Dear brother in Christ, politics has been exceptionally well-defined as "the art of the possible," not the art of a perfect world which will not come before the Second Coming of Christ anyway.
I applaud Mitt Romney for having made the RKBA accessible in Massachusetts. The fact that this act was not "made perfect" by the repeal of unreasonable gun laws is not a blame to charge at his doorstep.
I gather the "shall issue" precept was delivered by gubernatorial Executive Order, not by any act of the Massachusetts legislature.
If we had to depend on the latter, probably my last firearms license renewal would have been highly "problematic." Not that anything about me had changed; but that absent his intervention, that "progressives" would have extinguished my RKBA by now....
What Romney did as governor was to take the firearms licensure decision out of the hands of private men (i.e., local police chiefs), and put it into the form of just and equal laws.
I applaud him for that to me, this reveals that his political instincts are right on the (constitutional) money....
I'm scratching my head over this one. Formerly I paid $50 to renew my license for a four-year term. The last time I renewed, it was $100 for a six-year term.
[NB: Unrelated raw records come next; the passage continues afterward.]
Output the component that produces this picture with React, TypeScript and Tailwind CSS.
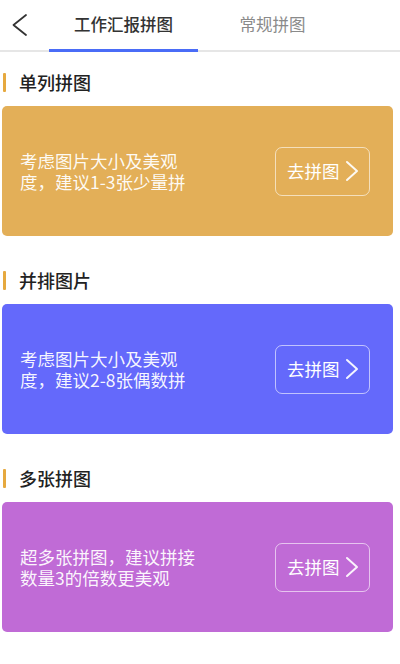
import React from "react";

const cards = [
  {
    title: "单列拼图",
    bg: "bg-[#E3AF58]",
    lines: ["考虑图片大小及美观", "度，建议1-3张少量拼"],
  },
  {
    title: "并排图片",
    bg: "bg-[#6469FB]",
    lines: ["考虑图片大小及美观", "度，建议2-8张偶数拼"],
  },
  {
    title: "多张拼图",
    bg: "bg-[#C06BD6]",
    lines: ["超多张拼图，建议拼接", "数量3的倍数更美观"],
  },
];

export default function App() {
  return (
    <div
      className="w-[400px] h-[664px] bg-white overflow-hidden"
      style={{ fontFamily: '"Noto Sans CJK SC", "Noto Sans", sans-serif' }}
    >
      <div className="flex h-[52px] shadow-[inset_0_-2px_0_#e6e6e6]">
        <div className="w-[49px] flex items-center pb-[3px]">
          <svg width="40" height="49" viewBox="0 0 40 49" className="block">
            <path
              d="M26 15 L13.5 25 L26 35"
              fill="none"
              stroke="#333"
              strokeWidth="1.8"
              strokeLinecap="round"
              strokeLinejoin="round"
            />
          </svg>
        </div>
        <div className="w-[149px] flex items-center justify-center border-b-[3px] border-[#4A6CF7] text-[16.5px] text-[#333] font-medium">
          工作汇报拼图
        </div>
        <div className="w-[149px] flex items-center justify-center border-b-[3px] border-transparent text-[16.5px] text-[#8a8a8a]">
          常规拼图
        </div>
      </div>

      <div className="pt-[6px] flex flex-col gap-[20px]">
        {cards.map((c) => (
          <div key={c.title}>
            <div className="flex items-center h-[48px]">
              <div className="ml-[3px] w-[3px] h-[19px] bg-[#E6A93F] rounded-[1px]" />
              <div className="ml-[13px] text-[18px] font-medium text-[#222]">{c.title}</div>
            </div>
            <div
              className={`ml-[2px] w-[391px] h-[130px] rounded-[5px] ${c.bg} flex items-center justify-between pl-[18px] pr-[23px]`}
            >
              <div className="text-[17.5px] leading-[21px] text-white/95">
                {c.lines[0]}
                <br />
                {c.lines[1]}
              </div>
              <div className="w-[95px] h-[49px] rounded-[7px] border border-white/60 flex items-center pl-[11px]">
                <span className="text-[17.5px] text-white">去拼图</span>
                <svg width="18" height="24" viewBox="0 0 18 24" className="ml-[3px] block">
                  <path
                    d="M4 3 L14 12 L4 21"
                    fill="none"
                    stroke="rgba(255,255,255,0.92)"
                    strokeWidth="2"
                    strokeLinecap="round"
                    strokeLinejoin="round"
                  />
                </svg>
              </div>
            </div>
          </div>
        ))}
      </div>
    </div>
  );
}
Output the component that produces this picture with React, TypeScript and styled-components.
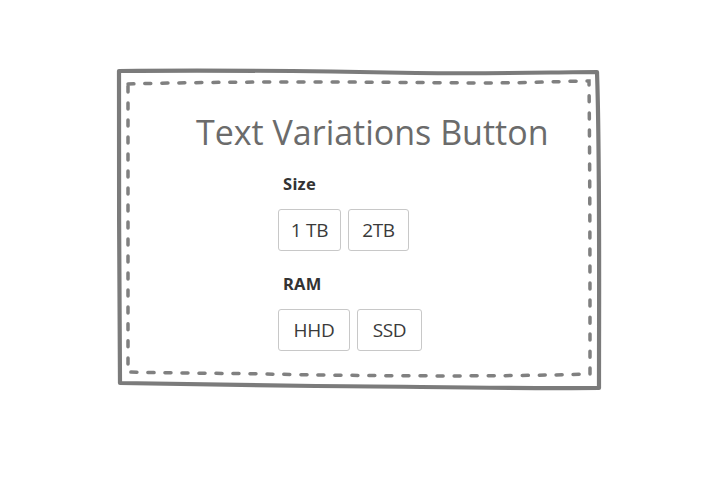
import React from "react";
import styled, { createGlobalStyle } from "styled-components";

const Global = createGlobalStyle`
  html, body { margin: 0; padding: 0; background: #fff; }
  body { font-family: "Open Sans", "Noto Sans", sans-serif; }
`;

const Page = styled.div`
  display: flex;
  padding: 68px 0 0 116px;
`;

const Card = styled.div`
  position: relative;
  width: 486px;
  height: 324px;
  box-sizing: border-box;
  padding: 41px 0 0 80px;
  display: flex;
  flex-direction: column;
`;

const Frame = styled.svg`
  position: absolute;
  left: 0;
  top: 0;
  width: 486px;
  height: 324px;
  pointer-events: none;
`;

const Title = styled.h1`
  margin: 0 0 19px 0;
  font-family: "Open Sans", sans-serif;
  font-weight: 400;
  font-size: 34px;
  line-height: 46px;
  color: #6b6b6b;
  white-space: nowrap;
`;

const Group = styled.div`
  display: flex;
  flex-direction: column;
  margin-left: 82px;
  margin-bottom: 23px;
`;

const Label = styled.div`
  font-family: "Noto Sans", "Open Sans", sans-serif;
  font-weight: 700;
  font-size: 16.5px;
  line-height: 20px;
  letter-spacing: 0.3px;
  color: #333;
  margin: 0 0 15px 5px;
`;

const Row = styled.div`
  display: flex;
  gap: 7px;
`;

const Btn = styled.button<{ $w: number }>`
  width: ${(p) => p.$w}px;
  height: 42px;
  padding: 0;
  background: #fff;
  border: 1px solid #c8c8c8;
  border-radius: 3px;
  font-family: "Open Sans", sans-serif;
  font-weight: 400;
  font-size: 19px;
  color: #3a3a3a;
  letter-spacing: -0.3px;
  cursor: pointer;
`;

export default function App() {
  return (
    <>
      <Global />
      <Page>
        <Card>
          <Frame viewBox="0 0 486 324">
            <path
              d="M3,3 C90,2 200,3 300,5 C390,6 440,4 481,4 C484,90 483,220 483,320 C380,321 280,318 200,318 C130,317 60,316 4,315 C3,220 3,100 3,3 Z"
              fill="none"
              stroke="#7b7b7b"
              strokeWidth="4.2"
              strokeLinejoin="round"
            />
            <path
              d="M12,16 C120,13 250,14 360,15 C420,15 450,13 473,13 C474,110 474,220 474,306 C380,309 250,308 150,306 C90,305 40,305 12,304 C12,200 12,100 12,16 Z"
              fill="none"
              stroke="#808080"
              strokeWidth="3.5"
              strokeDasharray="6 11"
              strokeLinecap="round"
            />
          </Frame>
          <Title>Text Variations Button</Title>
          <Group>
            <Label>Size</Label>
            <Row>
              <Btn $w={63}>1 TB</Btn>
              <Btn $w={61}>2TB</Btn>
            </Row>
          </Group>
          <Group>
            <Label>RAM</Label>
            <Row>
              <Btn $w={72}>HHD</Btn>
              <Btn $w={65}>SSD</Btn>
            </Row>
          </Group>
        </Card>
      </Page>
    </>
  );
}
That's Romney's fee increase from $12.50 per year to $16.67 per year.
That is not a 400% fee increase on gun owners.
What is objectionable about this statement?:
We found common ground. My view is that we have the second amendment right to bear arms and my view is also that we should not add new legislation. I know that there are people that think we need new laws. I disagree with that. I believe we have in place all the laws we need. We should enforce those laws. I do not believe in new laws restricting gun ownership and gun use.